山口:そうですね。2回目の論文受験の時は理解することに重点的に時間をかけようと思っていたので、テキストへの加工も2回目の方が力を入れていました。

【将来の会計士像】
社会人経験を活かした会計士として活躍していきます

――:山口さんは今年無事合格ましたが、今後どのようなお仕事に就かれますか?監査法人に就職されるのですか?

山口:監査法人に就職が決まりました。

――:お母様の仕事もあるのでそちらを引き継ぐのかなと思いました。

山口:せっかく会計士に合格できたので、監査法人へ就職しようと思いました。

福岡:どちらの監査法人へ行かれるのですか?

山口:KPMGあずさ監査法人です。

――:山口さんがあずさ監査法人を選んだ理由はなんでしょうか?

山口:最終的には人に惹かれて選びました。

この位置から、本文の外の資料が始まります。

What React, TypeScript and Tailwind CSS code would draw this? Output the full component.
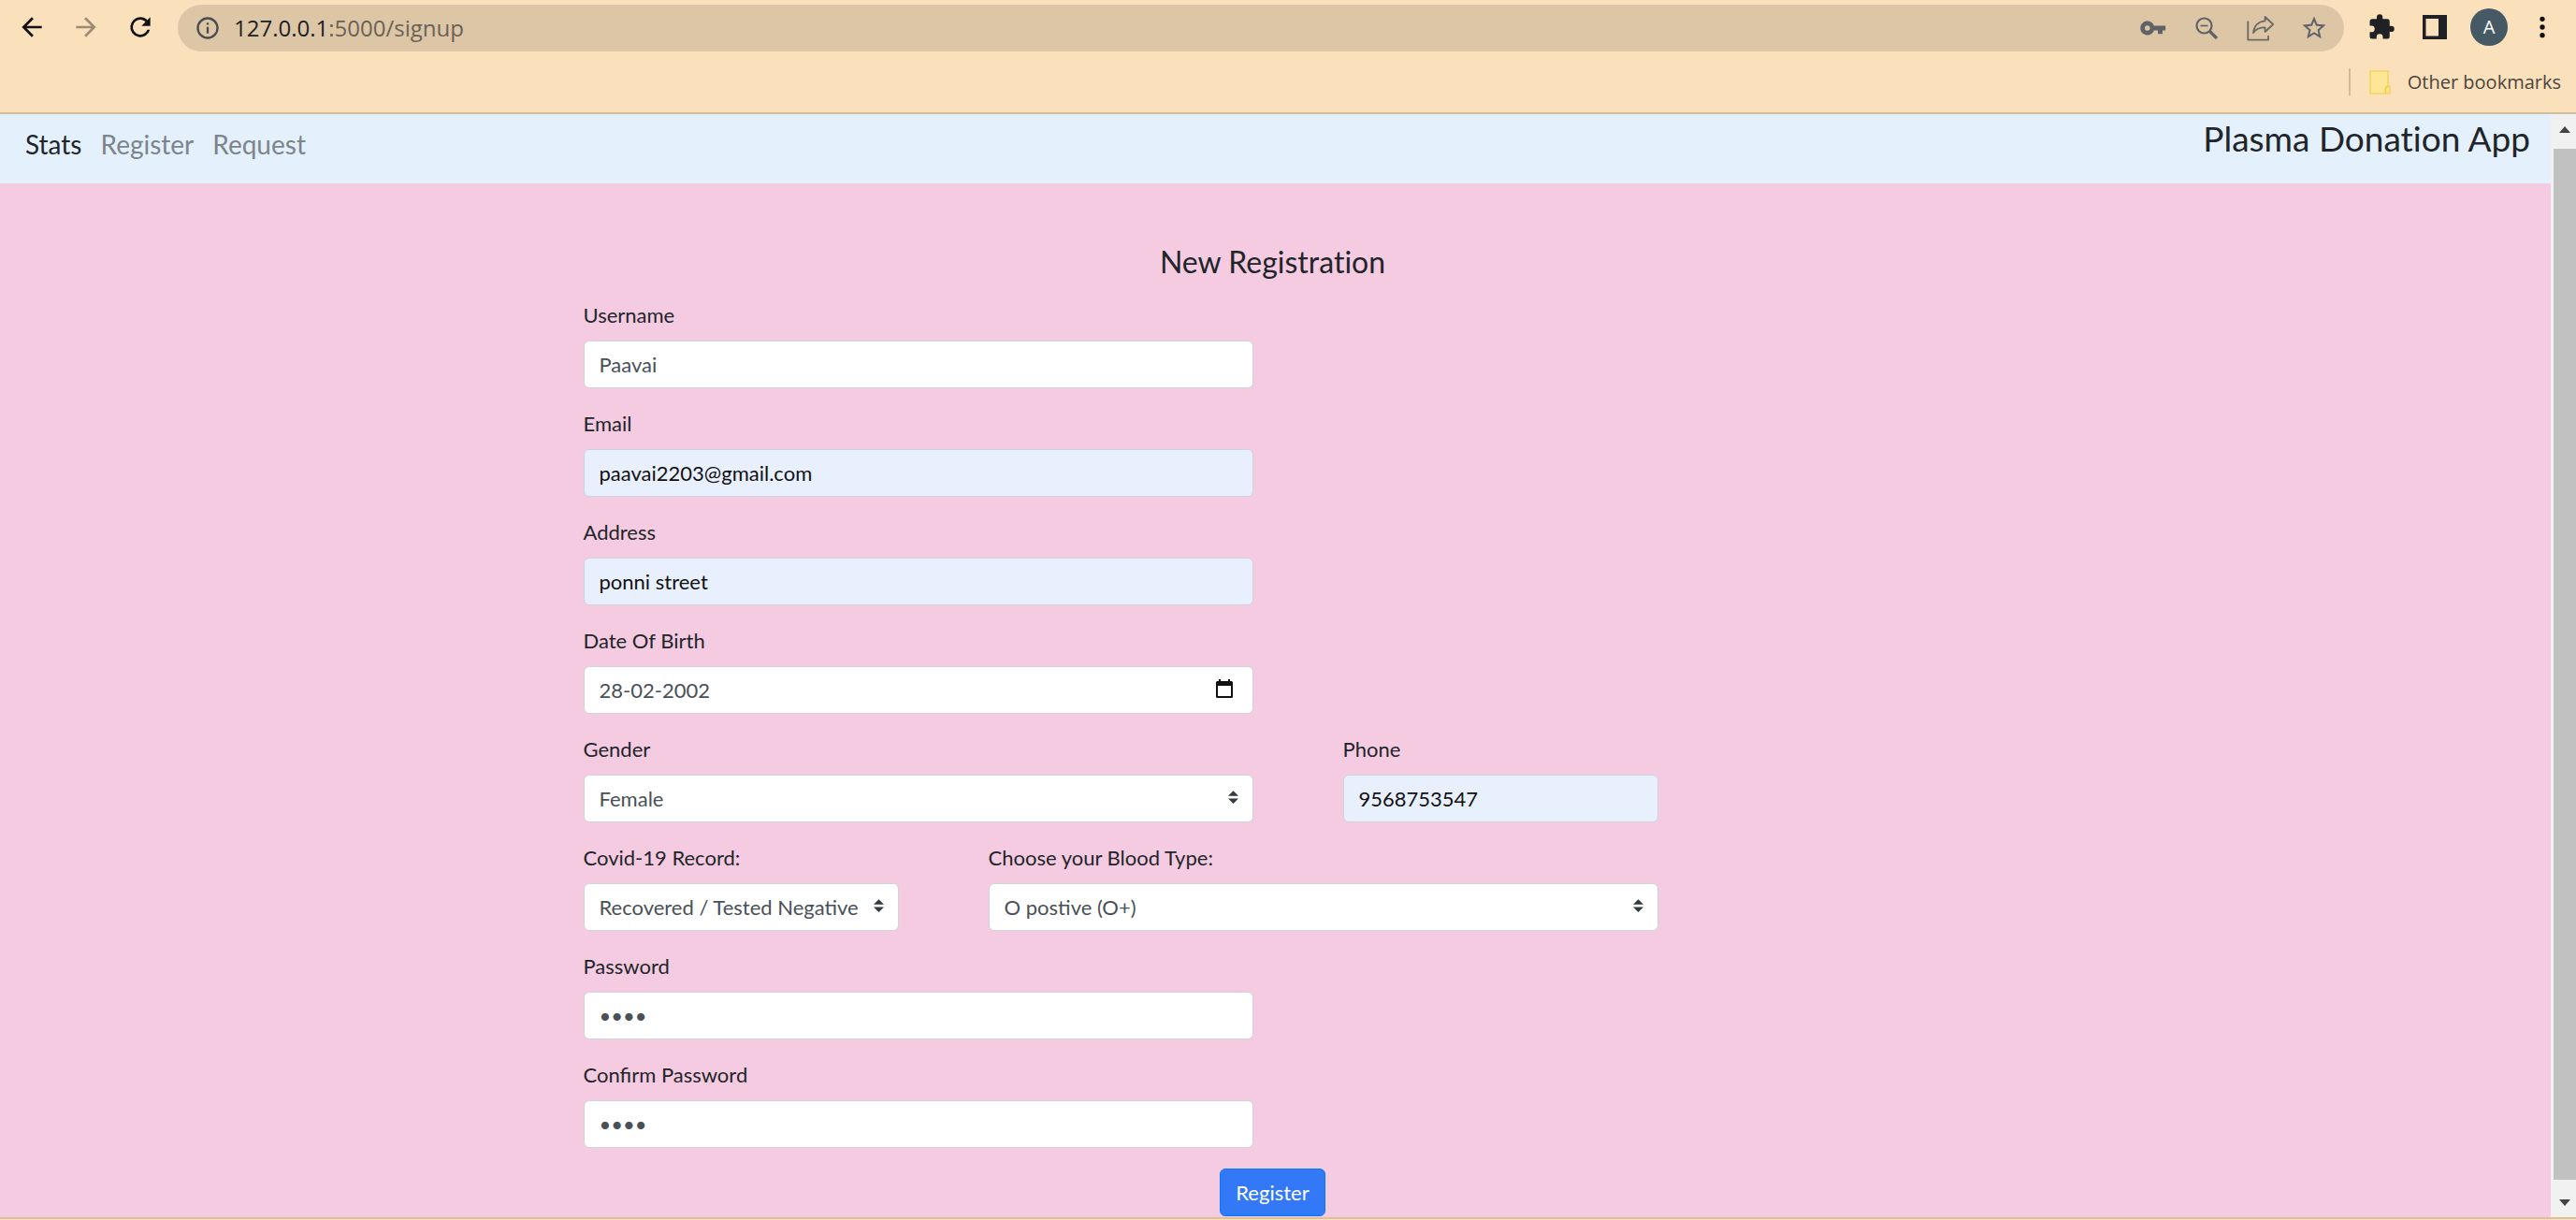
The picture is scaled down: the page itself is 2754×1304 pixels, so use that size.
import type { InputHTMLAttributes, ReactNode } from "react";

const controlBase =
  "block h-[51px] w-full rounded-md border border-[#ced4da] px-4 text-[22px] outline-none";
const plain = "bg-white text-[#495057]";
const autofilled = "bg-[#e8f0fe] text-[#111111]";

const wide = "w-[716px] max-w-full";
const narrow = "w-[337px] max-w-full";

function Field({
  id,
  label,
  width = wide,
  children,
}: {
  id: string;
  label: string;
  width?: string;
  children: ReactNode;
}) {
  return (
    <div className={width}>
      <label htmlFor={id} className="mb-[11px] block text-[22px] leading-8">
        {label}
      </label>
      {children}
    </div>
  );
}

function TextBox({
  filled = false,
  ...props
}: InputHTMLAttributes<HTMLInputElement> & { filled?: boolean }) {
  return <input {...props} className={`${controlBase} ${filled ? autofilled : plain}`} />;
}

function SelectBox({ id, options }: { id: string; options: string[] }) {
  return (
    <div className="relative">
      <select id={id} className={`${controlBase} ${plain} appearance-none pr-9`}>
        {options.map((o) => (
          <option key={o}>{o}</option>
        ))}
      </select>
      <svg
        viewBox="0 0 4 5"
        className="pointer-events-none absolute top-[17px] right-4 h-[14px] w-[11px]"
        fill="#343a40"
        aria-hidden="true"
      >
        <path d="M2 0 0 2h4zM2 5 0 3h4z" />
      </svg>
    </div>
  );
}

function Icon({ d, className = "size-8", fill = "#5f6368" }: { d: string; className?: string; fill?: string }) {
  return (
    <svg viewBox="0 0 24 24" className={className} fill={fill} aria-hidden="true">
      <path d={d} />
    </svg>
  );
}

function Toolbar() {
  return (
    <div className="flex h-[55px] items-end">
      <div className="flex h-[52px] items-center gap-[26px] pl-[18px]">
        <button aria-label="Back">
          <Icon fill="#111111" d="M20 11H7.83l5.59-5.59L12 4l-8 8 8 8 1.41-1.41L7.83 13H20z" />
        </button>
        <button aria-label="Forward">
          <Icon fill="#9c8c76" d="M12 4l-1.41 1.41L16.17 11H4v2h12.17l-5.58 5.59L12 20l8-8z" />
        </button>
        <button aria-label="Reload">
          <Icon
            fill="#111111"
            d="M17.65 6.35A7.96 7.96 0 0 0 12 4a8 8 0 1 0 7.73 10h-2.08A6 6 0 1 1 12 6c1.66 0 3.14.69 4.22 1.78L13 11h7V4z"
          />
        </button>
      </div>
      <div className="ml-6 flex h-[50px] flex-1 items-center rounded-full bg-[#ddc6a6] pr-[17px] pl-[18px]">
        <Icon
          className="size-7 shrink-0"
          fill="#494c50"
          d="M11 7h2v2h-2zm0 4h2v6h-2zm1-9a10 10 0 1 0 0 20 10 10 0 0 0 0-20zm0 18a8 8 0 1 1 0-16 8 8 0 0 1 0 16z"
        />
        <div role="textbox" aria-label="Address bar" className="ml-[14px] flex-1 text-[24px] text-[#6b6256]">
          <span className="text-[#202124]">127.0.0.1</span>:5000/signup
        </div>
        <div className="flex items-center gap-[26px]">
          <button aria-label="Saved passwords">
            <Icon d="M12.65 10a6 6 0 1 0 0 4H16v3h4v-3h2.5v-4zM7 14.2a2.2 2.2 0 1 1 0-4.4 2.2 2.2 0 0 1 0 4.4z" className="size-[30px]" />
          </button>
          <button aria-label="Zoom" className="flex w-8 justify-center">
            <svg viewBox="0 0 26 26" className="size-[26px]" fill="none" stroke="#5f6368" aria-hidden="true">
              <circle cx="10.500" cy="10.500" r="8" strokeWidth="2.200" />
              <path d="M6.500 10.500h8" strokeWidth="1.600" />
              <path d="m16.500 16.500 7.500 7.500" strokeWidth="3.200" />
            </svg>
          </button>
          <button aria-label="Share">
            <svg viewBox="0 0 28 28" className="h-8 w-8" fill="none" stroke="#6d6a65" strokeWidth="1.6" strokeLinejoin="round" aria-hidden="true">
              <path d="M2 7.500v17.500h19v-4" />
              <path d="M18 3.500 25.500 10.500 18 17.500v-4c-5 0-8.500 1.300-11 4.900.8-6 4.500-10.400 11-11z" />
            </svg>
          </button>
          <button aria-label="Bookmark this page">
            <Icon d="m22 9.24-7.19-.62L12 2 9.190 8.630 2 9.240l5.460 4.730L5.820 21 12 17.270 18.180 21l-1.630-7.030zM12 15.400l-3.760 2.270 1-4.280-3.320-2.880 4.380-.38L12 6.100l1.710 4.040 4.380.38-3.320 2.880 1 4.280z" className="size-[30px]" />
          </button>
        </div>
      </div>
      <div className="flex h-[52px] items-center pr-5 pl-[25px]">
        <button aria-label="Extensions">
          <Icon fill="#202124" d="M20.500 11H19V7a2 2 0 0 0-2-2h-4V3.500a2.500 2.500 0 0 0-5 0V5H4a2 2 0 0 0-1.990 2v3.800H3.500a2.700 2.700 0 0 1 0 5.400H2V20a2 2 0 0 0 2 2h3.800v-1.500a2.700 2.700 0 0 1 5.400 0V22H17a2 2 0 0 0 2-2v-4h1.500a2.500 2.500 0 0 0 0-5z" className="size-[30px]" />
        </button>
        <button aria-label="Side panel" className="ml-[29px]">
          <svg viewBox="0 0 26 26" className="size-[26px]" aria-hidden="true">
            <path fill="#202124" fillRule="evenodd" d="M0 0h26v26H0zM3.500 4v18.500H17V4z" />
          </svg>
        </button>
        <button
          aria-label="Profile"
          className="ml-[25px] flex size-10 items-center justify-center rounded-full bg-[#455a64] text-xl text-white"
        >
          A
        </button>
        <button aria-label="Menu" className="ml-[21px]">
          <Icon fill="#111111" d="M12 7.500a2 2 0 1 0 0-4 2 2 0 0 0 0 4zm0 6.500a2 2 0 1 0 0-4 2 2 0 0 0 0 4zm0 6.500a2 2 0 1 0 0-4 2 2 0 0 0 0 4z" />
        </button>
      </div>
    </div>
  );
}

function Bookmarks() {
  return (
    <div className="flex h-[65px] items-center justify-end pr-4">
      <span className="h-[29px] w-0.5 bg-[#d3bc9c]" />
      <a href="#bookmarks" className="ml-5 flex items-center gap-[18px] text-xl text-[#4a443c]">
        <svg viewBox="0 0 23 26" className="h-[26px] w-[23px]" aria-hidden="true">
          <path d="M1 1h19v16h2v8H1z" fill="#fde695" stroke="#f3d45f" strokeWidth="1.500" />
          <path d="M17.500 25v-5q0-2.500 2.500-2.500" fill="none" stroke="#efcb4b" strokeWidth="1.500" />
        </svg>
        Other bookmarks
      </a>
    </div>
  );
}

function ScrollBar() {
  return (
    <div className="flex w-[27px] shrink-0 flex-col items-end bg-[#f1f1f1]" aria-hidden="true">
      <div className="flex h-[37px] w-6 items-center justify-center pb-1">
        <svg viewBox="0 0 12 7" className="h-[7px] w-3" fill="#444444">
          <path d="M6 0 12 7H0z" />
        </svg>
      </div>
      <div className="w-6 flex-1 bg-[#c1c1c1]" />
      <div className="flex h-10 w-6 items-center justify-center pt-2">
        <svg viewBox="0 0 12 7" className="h-[7px] w-3" fill="#444444">
          <path d="M6 7 12 0H0z" />
        </svg>
      </div>
    </div>
  );
}

function SignupForm() {
  return (
    <form
      className="mx-auto max-w-[1480px] pt-[62px] pr-1.5"
      onSubmit={(e) => e.preventDefault()}
    >
      <h1 className="text-center text-[32px] leading-[44px] font-normal [font-variant-ligatures:none]">
        New Registration
      </h1>
      <div className="mt-[19px] flex flex-col gap-[22px]">
        <Field id="username" label="Username">
          <TextBox id="username" defaultValue="Paavai" />
        </Field>
        <Field id="email" label="Email">
          <TextBox id="email" type="email" filled defaultValue="paavai2203@gmail.com" />
        </Field>
        <Field id="address" label="Address">
          <TextBox id="address" filled defaultValue="ponni street" />
        </Field>
        <Field id="dob" label="Date Of Birth">
          <div className="relative">
            <TextBox id="dob" inputMode="numeric" defaultValue="28-02-2002" />
            <button type="button" aria-label="Open calendar" className="absolute top-[14px] right-[22px]">
              <svg viewBox="0 0 18 20" className="h-5 w-[18px]" aria-hidden="true">
                <path
                  fill="#111111"
                  fillRule="evenodd"
                  d="M3 0h2v2h8V0h2v2h1.500Q18 2 18 3.500v15q0 1.500-1.500 1.500h-15Q0 20 0 18.500v-15Q0 2 1.500 2H3zM2 7v11h14V7z"
                />
              </svg>
            </button>
          </div>
        </Field>
        <div className="flex flex-wrap gap-x-[96px] gap-y-[22px]">
          <Field id="gender" label="Gender">
            <SelectBox id="gender" options={["Female", "Male", "Other"]} />
          </Field>
          <Field id="phone" label="Phone" width={narrow}>
            <TextBox id="phone" type="tel" filled defaultValue="9568753547" />
          </Field>
        </div>
        <div className="flex flex-wrap gap-x-[96px] gap-y-[22px]">
          <Field id="covid" label="Covid-19 Record:" width={narrow}>
            <SelectBox id="covid" options={["Recovered / Tested Negative", "Tested Positive"]} />
          </Field>
          <Field id="blood" label="Choose your Blood Type:">
            <SelectBox id="blood" options={["O postive (O+)", "O negative (O-)", "A postive (A+)"]} />
          </Field>
        </div>
        <Field id="password" label="Password">
          <TextBox id="password" type="password" defaultValue="0000" />
        </Field>
        <Field id="confirm" label="Confirm Password">
          <TextBox id="confirm" type="password" defaultValue="0000" />
        </Field>
        <button
          type="submit"
          className="h-[51px] self-center rounded-md border border-[#007bff] bg-[#3379f7] px-4 text-[22px] text-white"
        >
          Register
        </button>
      </div>
    </form>
  );
}

export default function App() {
  return (
    <div className="flex min-h-screen flex-col bg-[#fbe0bc] pb-px font-['Open_Sans',sans-serif]">
      <header className="border-b-2 border-[#d3bda0]">
        <Toolbar />
        <Bookmarks />
      </header>
      <div className="flex flex-1 border-b-2 border-[#dcc09a] font-['Lato',sans-serif] text-[#212529]">
        <div className="min-w-0 flex-1 bg-[#f5cbe2]">
          <nav className="flex h-[74px] items-start justify-between bg-[#e4f1fd] pr-[22px] pl-[27px] [font-variant-ligatures:none]">
            <div className="flex gap-5 pt-3 text-[28px] leading-10 text-[#7d848b]">
              <a href="#stats" className="text-[#212529]">Stats</a>
              <a href="#register">Register</a>
              <a href="#request">Request</a>
            </div>
            <a href="#home" className="pt-0.5 text-[37px] leading-[48px]">Plasma Donation App</a>
          </nav>
          <main>
            <SignupForm />
          </main>
        </div>
        <ScrollBar />
      </div>
    </div>
  );
}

合格後、いろんな法人の方とお会いして、面接も4社受けました。その中で、あずさ監査法人でお話を伺った方が、とても魅力的で尊敬できる方が多い印象を受けましたどの監査法人も監査業務の仕事そのものは変わらないので、だったら一緒にやりたいと思える人が多いところで働こうと思い決めました。

――:山口さんは今後どんな会計士になっていこうと思っていますか?

山口:国際的に活躍できる会計士になりたいです。前職で営業をやっていたので、その強みも活かしていきたいです。

――:本当に合格おめでとうございました。本日はありがとうございました。